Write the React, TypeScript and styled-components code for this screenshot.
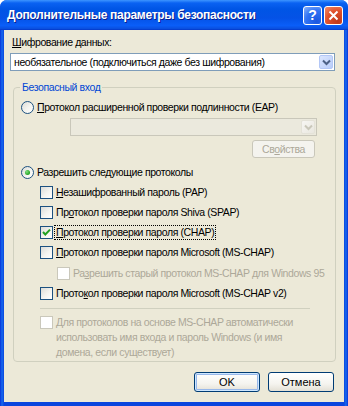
import React from 'react';
import styled, { createGlobalStyle } from 'styled-components';

const GlobalStyle = createGlobalStyle`
  html, body {
    margin: 0;
    padding: 0;
    background: #ffffff;
  }
  body {
    font-family: "Liberation Sans", Tahoma, sans-serif;
    font-size: 10.5px;
    letter-spacing: -0.4px;
    color: #000;
  }
  * {
    box-sizing: border-box;
  }
`;

const Window = styled.div`
  width: 348px;
  height: 406px;
  display: flex;
  flex-direction: column;
  background: linear-gradient(to right, #0831d9 0px, #166aee 2px, #0a45de 4px, #0a45de 344px, #166aee 346px, #0831d9 348px);
  border-radius: 7px 7px 0 0;
  overflow: hidden;
`;

const TitleBar = styled.div`
  height: 30px;
  flex: none;
  display: flex;
  align-items: center;
  padding: 0 5px 0 7px;
  background: linear-gradient(
    to bottom,
    #3d95ff 0%,
    #0a62f2 10%,
    #0055e5 30%,
    #0452e6 60%,
    #0a5ef8 85%,
    #0a50e0 95%,
    #0336c8 100%
  );
`;

const Title = styled.div`
  flex: 1;
  color: #fff;
  font-weight: bold;
  font-size: 12px;
  letter-spacing: -0.3px;
  text-shadow: 1px 1px 0 #0a1e8c;
  white-space: nowrap;
`;

const CaptionButton = styled.div<{ $tone: 'help' | 'close' }>`
  width: 19px;
  height: 19px;
  margin-left: 2px;
  border: 1px solid #fff;
  border-radius: 3px;
  display: flex;
  align-items: center;
  justify-content: center;
  color: #fff;
  font-weight: bold;
  font-size: 14px;
  letter-spacing: 0;
  background: ${p =>
    p.$tone === 'close'
      ? 'radial-gradient(circle at 75% 85%, #c0391a 0%, #e0502a 55%, #f28d6c 100%)'
      : 'radial-gradient(circle at 75% 85%, #1a56e0 0%, #2f72f4 55%, #8ab3fb 100%)'};
`;

const Client = styled.div`
  flex: 1;
  margin: 0 4px 4px;
  background: #ece9d8;
  display: flex;
  flex-direction: column;
  padding: 6px 9px 0 6px;
`;

const FieldLabel = styled.div`
  height: 13px;
  line-height: 13px;
  margin: 0 0 4px 2px;
`;

const Key = styled.span`
  text-decoration: underline;
`;

const Combo = styled.div<{ $disabled?: boolean }>`
  height: 18px;
  display: flex;
  align-items: center;
  padding-left: 3px;
  border: 1px solid ${p => (p.$disabled ? '#c9c7ba' : '#7f9db9')};
  background: ${p => (p.$disabled ? '#ebe9dd' : '#ffffff')};
`;

const ComboText = styled.div`
  flex: 1;
  white-space: nowrap;
  overflow: hidden;
`;

const ComboArrow = styled.div<{ $disabled?: boolean }>`
  width: 14px;
  height: 14px;
  margin-right: 1px;
  border-radius: 2px;
  display: flex;
  align-items: center;
  justify-content: center;
  border: 1px solid ${p => (p.$disabled ? '#e4e2d8' : '#b3c7f6')};
  background: ${p =>
    p.$disabled
      ? 'linear-gradient(135deg, #f7f6f3, #e9e7df)'
      : 'linear-gradient(135deg, #dbe6fe, #b9cdf9)'};
`;

const DisabledCombo = styled(Combo)`
  margin: 1px 0 0 56px;
  width: 247px;
`;

const Group = styled.fieldset`
  margin: 10px -1px 0 3px;
  padding: 0;
  min-width: 0;
  border: 1px solid #d0d0bf;
  border-radius: 4px;
`;

const Legend = styled.legend`
  color: #0046d5;
  padding: 0 2px;
  margin-left: 6px;
  line-height: 13px;
  height: 13px;
`;

const GroupBody = styled.div`
  display: flex;
  flex-direction: column;
  padding-bottom: 1px;
`;

const OptionRow = styled.div<{ $indent: number; $gap?: number; $disabled?: boolean }>`
  height: 20px;
  display: flex;
  align-items: center;
  margin-left: ${p => p.$indent}px;
  margin-top: ${p => p.$gap ?? 0}px;
  color: ${p => (p.$disabled ? '#aca899' : '#000')};
  white-space: nowrap;
`;

const OptionText = styled.span<{ $focused?: boolean }>`
  margin-left: 3px;
  line-height: 13px;
  outline: ${p => (p.$focused ? '1px dotted #000' : 'none')};
  outline-offset: 0;
  padding: 0 1px;
  position: relative;
  left: -1px;
`;

const RadioMark = styled.span<{ $on?: boolean }>`
  width: 13px;
  height: 13px;
  flex: none;
  border-radius: 50%;
  border: 1px solid #1c5180;
  background: linear-gradient(135deg, #dcdcd7 0%, #f4f4f0 55%, #ffffff 100%);
  display: flex;
  align-items: center;
  justify-content: center;
  &::after {
    content: '';
    display: ${p => (p.$on ? 'block' : 'none')};
    width: 5px;
    height: 5px;
    border-radius: 50%;
    background: radial-gradient(circle at 35% 35%, #7fe07f 0%, #21a121 70%);
  }
`;

const CheckMark = styled.span<{ $disabled?: boolean }>`
  width: 13px;
  height: 13px;
  flex: none;
  border: 1px solid ${p => (p.$disabled ? '#cac8bb' : '#1c5180')};
  background: ${p =>
    p.$disabled ? '#ffffff' : 'linear-gradient(135deg, #dcdcd7 0%, #f4f4f0 55%, #ffffff 100%)'};
  display: flex;
  align-items: center;
  justify-content: center;
`;

const PropsButton = styled.div`
  align-self: flex-end;
  margin: 4px 20px 0 0;
  width: 63px;
  height: 18px;
  border: 1px solid #c9c7ba;
  border-radius: 3px;
  background: #f4f3ee;
  color: #aca899;
  display: flex;
  align-items: center;
  justify-content: center;
`;

const Separator = styled.div`
  margin: 5px 0 0 26px;
  width: 270px;
  height: 1px;
  background: #d0d0bf;
`;

const NoteBlock = styled.div`
  display: flex;
  align-items: flex-start;
  margin: 7px 0 0 26px;
  color: #aca899;
`;

const NoteText = styled.div`
  margin-left: 3px;
  line-height: 15px;
  margin-top: -1px;
`;

const ButtonRow = styled.div`
  display: flex;
  justify-content: flex-end;
  gap: 8px;
  margin: 10px 1px 0 0;
`;

const PushButton = styled.div<{ $default?: boolean }>`
  width: 66px;
  height: 20px;
  border: 1px solid #003c74;
  border-radius: 3px;
  background: linear-gradient(to bottom, #ffffff 0%, #f5f4ef 60%, #e3e0d5 100%);
  display: flex;
  align-items: center;
  justify-content: center;
  font-size: 11px;
  letter-spacing: 0;
  box-shadow: ${p => (p.$default ? 'inset 0 0 0 1px #cee7ff, inset 0 0 0 2px #98b8ea' : 'none')};
`;

const Chevron = ({ color }: { color: string }) => (
  <svg width="9" height="7" viewBox="0 0 9 7">
    <path d="M1 1.5 L4.5 5 L8 1.5" fill="none" stroke={color} strokeWidth="2" />
  </svg>
);

const Tick = () => (
  <svg width="11" height="11" viewBox="0 0 11 11">
    <path d="M2 5 L4.3 7.5 L9 2.6" fill="none" stroke="#21a121" strokeWidth="2" />
  </svg>
);

const Check = ({ checked, disabled }: { checked?: boolean; disabled?: boolean }) => (
  <CheckMark $disabled={disabled}>{checked && <Tick />}</CheckMark>
);

export default function App() {
  return (
    <>
      <GlobalStyle />
      <Window>
        <TitleBar>
          <Title>Дополнительные параметры безопасности</Title>
          <CaptionButton $tone="help">?</CaptionButton>
          <CaptionButton $tone="close">
            <svg width="11" height="11" viewBox="0 0 11 11">
              <path d="M1.5 1.5 L9.5 9.5 M9.5 1.5 L1.5 9.5" stroke="#fff" strokeWidth="2" />
            </svg>
          </CaptionButton>
        </TitleBar>
        <Client>
          <FieldLabel>
            <Key>Ш</Key>ифрование данных:
          </FieldLabel>
          <Combo>
            <ComboText>необязательное (подключиться даже без шифрования)</ComboText>
            <ComboArrow>
              <Chevron color="#4d6185" />
            </ComboArrow>
          </Combo>

          <Group>
            <Legend>Безопасный вход</Legend>
            <GroupBody>
              <OptionRow $indent={7} $gap={3}>
                <RadioMark />
                <OptionText>
                  <Key>П</Key>ротокол расширенной проверки подлинности (EAP)
                </OptionText>
              </OptionRow>
              <DisabledCombo $disabled>
                <ComboText />
                <ComboArrow $disabled>
                  <Chevron color="#c9c7ba" />
                </ComboArrow>
              </DisabledCombo>
              <PropsButton>
                Св<Key>о</Key>йства
              </PropsButton>

              <OptionRow $indent={7} $gap={4}>
                <RadioMark $on />
                <OptionText>
                  Разрешить сле<Key>д</Key>ующие протоколы
                </OptionText>
              </OptionRow>
              <OptionRow $indent={26}>
                <Check />
                <OptionText>
                  <Key>Н</Key>езашифрованный пароль (PAP)
                </OptionText>
              </OptionRow>
              <OptionRow $indent={26}>
                <Check />
                <OptionText>
                  Пр<Key>о</Key>токол проверки пароля Shiva (SPAP)
                </OptionText>
              </OptionRow>
              <OptionRow $indent={26}>
                <Check checked />
                <OptionText $focused>
                  <Key>П</Key>ротокол проверки пароля (CHAP)
                </OptionText>
              </OptionRow>
              <OptionRow $indent={26}>
                <Check />
                <OptionText>
                  <Key>П</Key>ротокол проверки пароля Microsoft (MS-CHAP)
                </OptionText>
              </OptionRow>
              <OptionRow $indent={43} $gap={1} $disabled>
                <Check disabled />
                <OptionText>
                  Ра<Key>з</Key>решить старый протокол MS-CHAP для Windows 95
                </OptionText>
              </OptionRow>
              <OptionRow $indent={26}>
                <Check />
                <OptionText>
                  Прото<Key>к</Key>ол проверки пароля Microsoft (MS-CHAP v2)
                </OptionText>
              </OptionRow>

              <Separator />

              <NoteBlock>
                <Check disabled />
                <NoteText>
                  Для протоколов на основе MS-CHAP автоматически
                  <br />
                  использовать имя входа и пароль Windows (и имя
                  <br />
                  домена, если существует)
                </NoteText>
              </NoteBlock>
            </GroupBody>
          </Group>

          <ButtonRow>
            <PushButton $default>OK</PushButton>
            <PushButton>Отмена</PushButton>
          </ButtonRow>
        </Client>
      </Window>
    </>
  );
}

━━━━

_Problem to solve_:
Pull out the lines above in which the word "React" appears.

_Reply to the exercise_:
Write the React, TypeScript and styled-components code for this screenshot.
import React from 'react';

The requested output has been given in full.